Born and raised in The Meadows, Nottingham, Barry started boxing at the age of 14 before joining the Army two years later.

He continued to box even when posted to Borneo, and was crowned a junior welterweight champion in the Army at 17.

After leaving the Army, he worked at Gedling Colliery for ten years and then became a scaffolder until his retirement at the age of 60.

But he was always involved in boxing and helped to set up two clubs based at pubs in Bulwell, the Scots Grey, which has now re-located to Strelley, and The Swinger.

It was his work to switch The Swinger club to the saved venue at Bulwell Hall that helped him gain the nomination to carry the Olympic flame on a 600-metre leg through the streets of Nottingham in 2012.

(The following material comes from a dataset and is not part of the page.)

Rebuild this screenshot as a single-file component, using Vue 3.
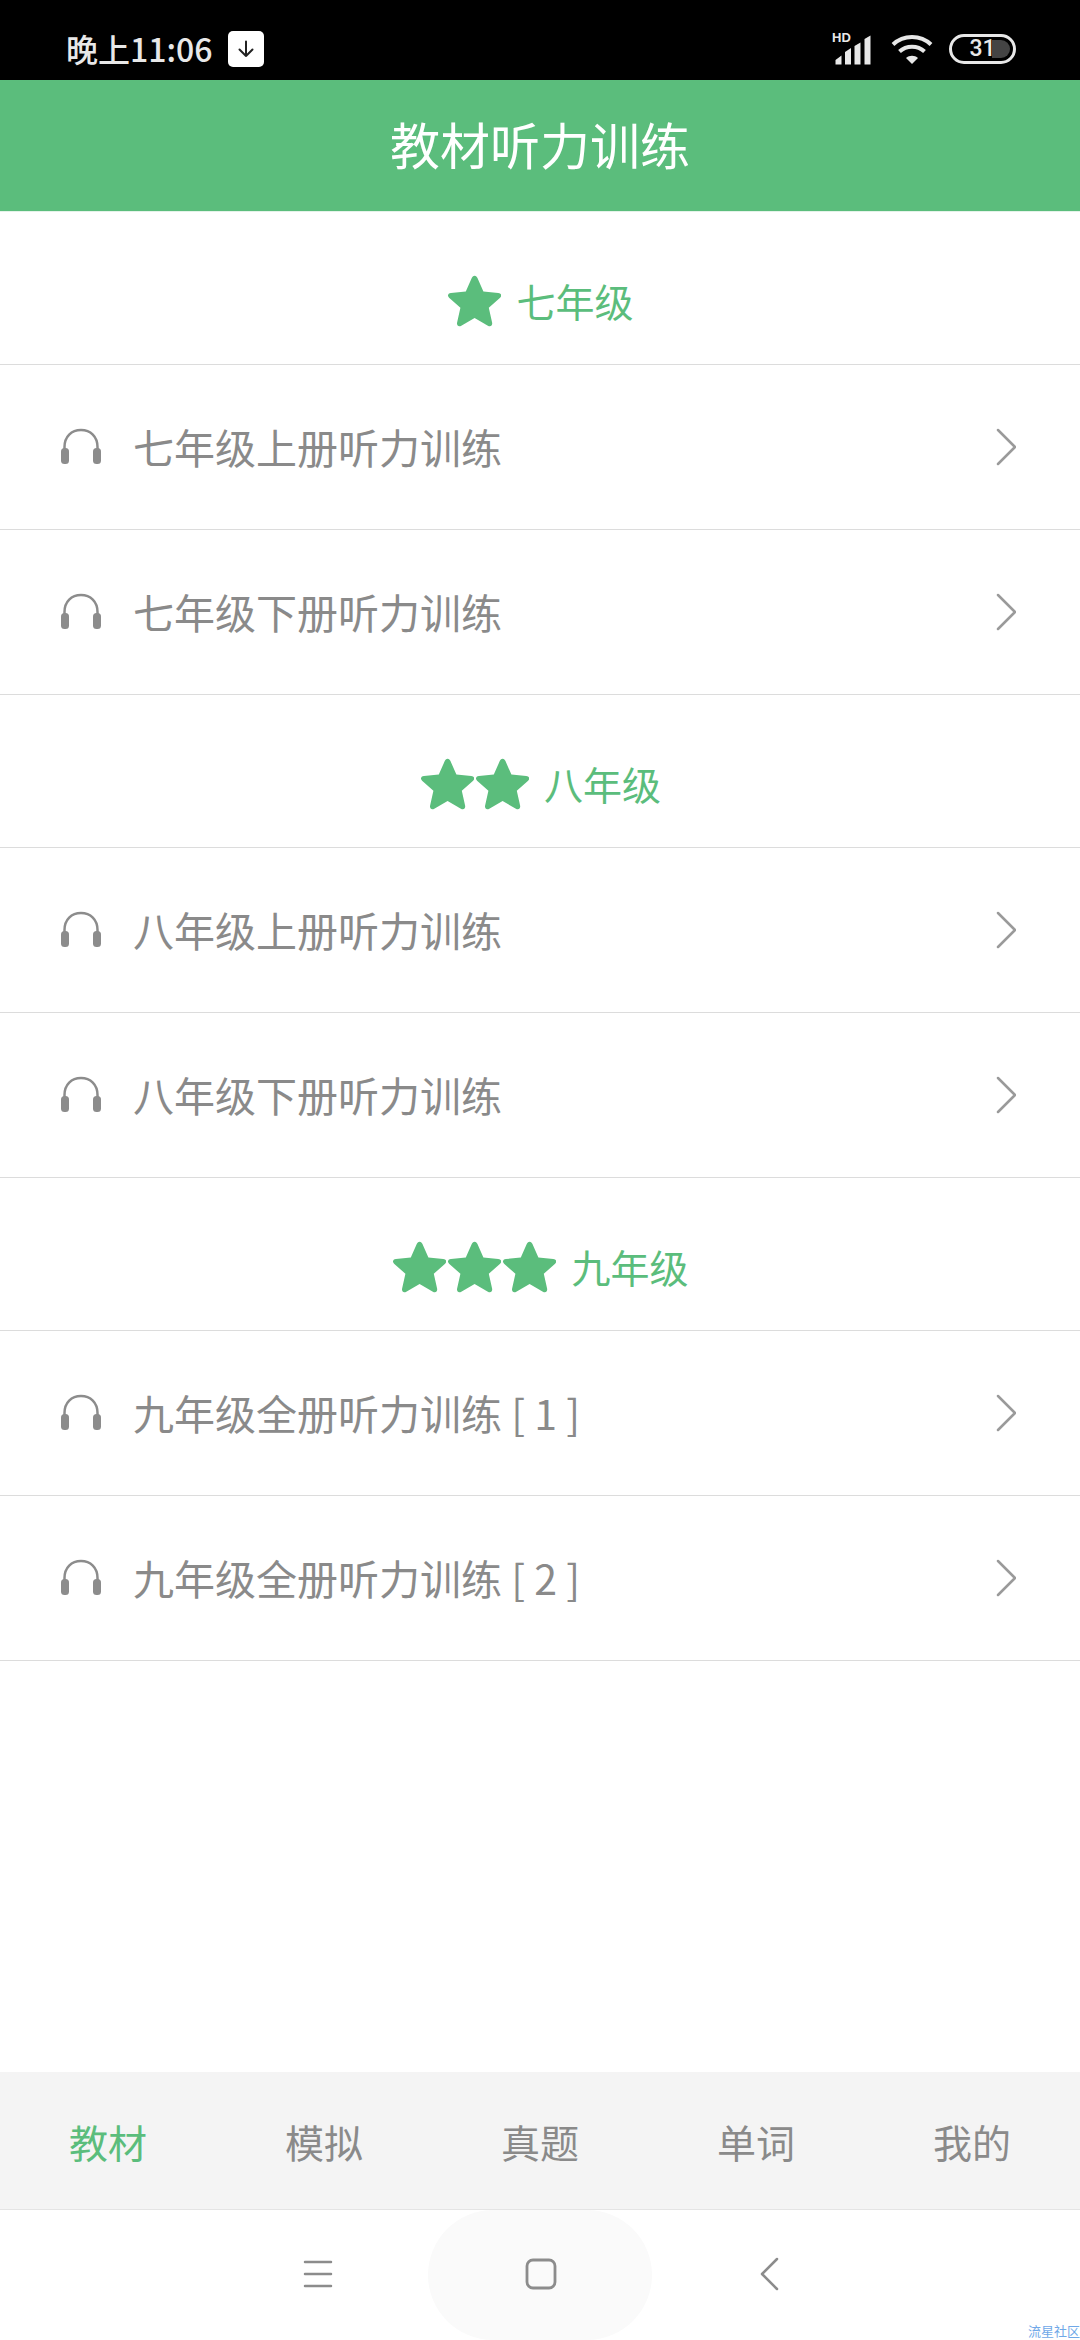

“When I found out about the nomination, I was so shocked,” said Barry at the time. “It was a real honour and I savoured every second.

“My family and friends were there to support me. It was a once-in-a-lifetime opportunity.”

Later that same year, Barry won Nottingham City Council’s sports coach of the year award.

Barry, who lived on Bulwell Hall Estate at Fradley Close, continued to run the boxing club, which doubles up as a community fitness centre, right up to his illness.

It caters for men, women and children, and currently has 30 registered boxers.

“Barry was their inspiration,” said Ritchie. “It was his life’s passion. He gave his all for every one of the members.

“Everyone looked up to him. All the girls had a soft spot for him, and the kids used to call him grandad. There wasn’t anything he wouldn’t do for this club.”

Hundreds of boxers have trained at the Totley Close gym, with some going on to success at regional level.

As well as Shaun, Barry leaves another son, plus two daughters and nine grandchildren.